Can you take what you learned at a university and slide into a comfy chair at a game developer or publisher? For Mauro Fiore, that transition was a seamless process. He went from the Carnegie Mellon program to an internship at Angel Studios, where he's currently a lead designer. While majoring in computer science during his undergraduate work at CMU, the Master's program conveniently made its debut, and after graduation, he jumped on board. "The program gave me a glimpse of what it was like to work on actual game projects," explains Fiore. "I learned how to interact with different groups working on the same project, which is crucial because that back-and-forth compromising happens on every game. An understanding of what someone can and cannot do, to determine limitations, is important because you can then challenge those limitations."
But for most prospective students interested in a videogame career, an academic gaming background is nowhere near an automatic ticket to landing a game development job. Game companies weren't beating down Fiore's door after graduation, but he did use his school's connections to land an internship at Angel Studios, where he designed races, tuned controls, and balanced AI settings on games such as Midtown Madness 2 and Midnight Club. The internship opened a door, and Fiore made the most of his opportunity.
Don't fool yourself into thinking that current videogame classes will put you on the fast track to the industry. Although videogames have grown up enough to gain the respect of universities, university classes haven't grown up enough to gain the respect of game companies. These classes and programs are, by and large, too early in their development to warrant a free pass to the office adjacent to Sid Meier's. Most professors are just trying to get game companies to recognize they even exist.

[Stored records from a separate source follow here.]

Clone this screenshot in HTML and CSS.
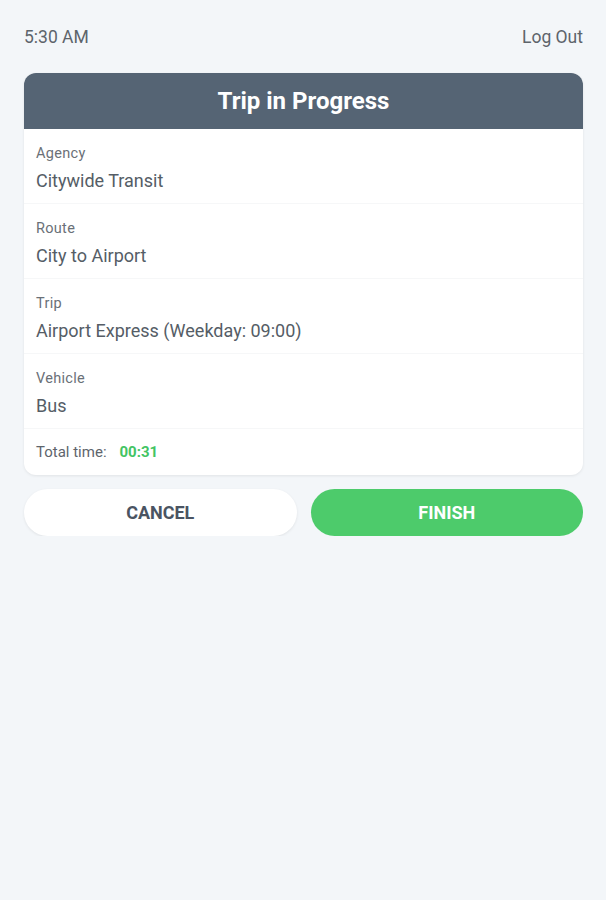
FILE: index.html
```html
<!DOCTYPE html>
<html lang="en">
<head>
    <meta charset="UTF-8">
    <meta name="viewport" content="width=device-width, initial-scale=1.0">
    <title>Trip in Progress</title>
    <link rel="stylesheet" href="styles.css">
</head>
<body>
    <div class="top-bar">
        <span class="clock">5:30 AM</span>
        <span class="logout">Log Out</span>
    </div>

    <div class="trip-card">
        <div class="trip-header">Trip in Progress</div>
        <div class="trip-row">
            <div class="row-label">Agency</div>
            <div class="row-value">Citywide Transit</div>
        </div>
        <div class="trip-row">
            <div class="row-label">Route</div>
            <div class="row-value">City to Airport</div>
        </div>
        <div class="trip-row">
            <div class="row-label">Trip</div>
            <div class="row-value">Airport Express (Weekday: 09:00)</div>
        </div>
        <div class="trip-row">
            <div class="row-label">Vehicle</div>
            <div class="row-value">Bus</div>
        </div>
        <div class="total-row">
            <span class="total-label">Total time:</span>
            <span class="total-value">00:31</span>
        </div>
    </div>

    <div class="actions">
        <button type="button" class="btn btn-cancel">CANCEL</button>
        <button type="button" class="btn btn-finish">FINISH</button>
    </div>
</body>
</html>
```

FILE: styles.css
```css
body {
    font-family: Roboto, "Liberation Sans", sans-serif;
    margin: 0;
    padding: 0 23px 0 24px;
    background-color: #f3f6f9;
    color: #555e68;
}
.top-bar {
    display: flex;
    justify-content: space-between;
    align-items: center;
    height: 24px;
    margin-top: 25px;
    font-size: 17.5px;
    color: #5d646b;
}
.trip-card {
    margin-top: 24px;
    background-color: #ffffff;
    border-radius: 12px;
    overflow: hidden;
    box-shadow: 0 1px 3px rgba(0, 0, 0, 0.08);
}
.trip-header {
    height: 56px;
    line-height: 56px;
    text-align: center;
    background-color: #556474;
    color: #ffffff;
    font-size: 24px;
    font-weight: bold;
}
.trip-row {
    padding: 16px 12px 11px;
    border-bottom: 1px solid #f6f7f8;
}
.trip-row:last-of-type {
    border-bottom: 1px solid #eceef0;
}
.row-label {
    font-size: 14.5px;
    line-height: 18px;
    letter-spacing: 0.3px;
    color: #6a7077;
}
.row-value {
    margin-top: 7px;
    font-size: 18px;
    line-height: 22px;
    color: #555d66;
}
.total-row {
    height: 46px;
    display: flex;
    align-items: center;
    padding: 0 12px;
    font-size: 15px;
}
.total-label {
    color: #5e656c;
    margin-right: 13px;
}
.total-value {
    color: #43c463;
    font-weight: bold;
}
.actions {
    display: flex;
    gap: 14px;
    margin-top: 14px;
}
.btn {
    flex: 1;
    height: 47px;
    border: none;
    border-radius: 24px;
    font-family: Roboto, "Liberation Sans", sans-serif;
    font-size: 18px;
    font-weight: bold;
    cursor: pointer;
}
.btn-cancel {
    background-color: #ffffff;
    color: #4a5462;
    box-shadow: 0 1px 3px rgba(0, 0, 0, 0.08);
}
.btn-finish {
    background-color: #4dcb6b;
    color: #ffffff;
}
```
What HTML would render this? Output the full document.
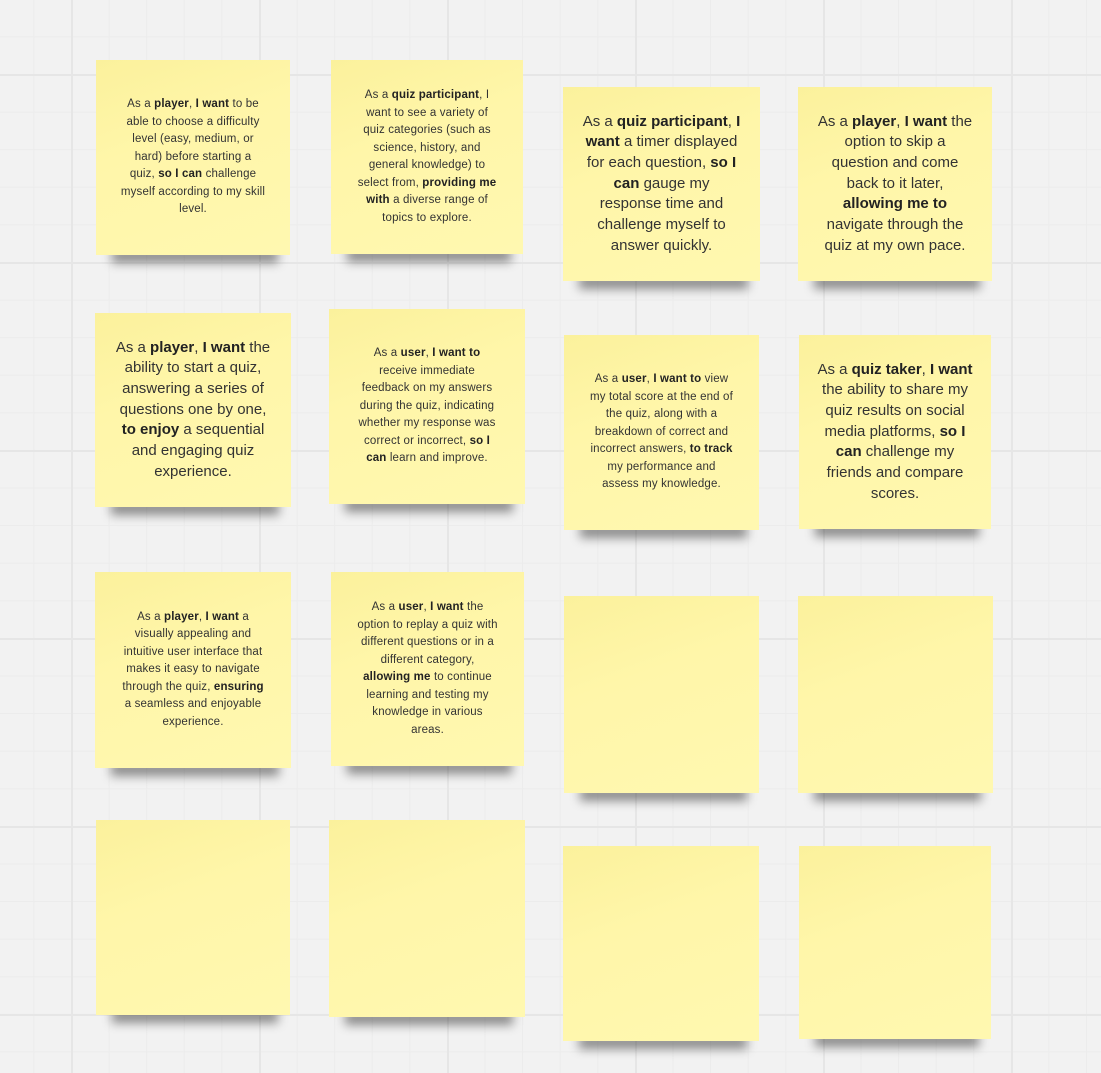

"[Game classes] are comparable to where computer graphics were 10 or 15 years ago," suggests Angel Studios CCO Michael Limber. "Back then, it was unusual to be trained in computer graphics at a university. Now, most of the artists in the industry have gone to art school."
For those looking to enter the game industry, university classes can provide a foot in the door. The Carnegie Mellon program is at the forefront of schools that have established game company connections, having connected students with internships at Angel Studios and also with Maxis. Many top developers know MIT's Jenkins and USC's Celia Pearce, and if you do well in their classes, they might help you get a head start over the thousands who also want game industry jobs.
Nutty Professors
According to some developers, one area of concern is how qualified a school's faculty may be. Each year at GDC and E3, aspiring developers flock to hear the wisdom from the likes of Ultima series creator Richard Garriott or Total Annihilation/Dungeon Siege creator Chris Taylor. Most attendees figure that these industry veterans have been through just about everything associated with the design and production of a game, and the experience they can share is invaluable. But you'd be hard-pressed to find Westwood founder Brett Sperry or LucasArt's legend Hal Barwood with a lesson plan in hand.
"I think the biggest problem right now is a lack of qualified teachers," suggests Maxis Lead Designer Will Wright. "Our industry is so young that there aren't many who are qualified to teach, and those who are qualified are still making games."
When asked, Wright and Ion Storm Studio Director Warren Spector (who recently hired a University of Texas grad who studied interactive fiction) expressed interest in helping to guide the next crop of gaming legends. Both are attracted to the prospect of teaching the unusually enthusiastic group of students that a game class would attract. But Wright and Spector are simply not ready to teach - not in the sense that they're not qualified, because any university would be extremely lucky to include the designers as faculty, but because Wright and Spector are still having too much fun creating games.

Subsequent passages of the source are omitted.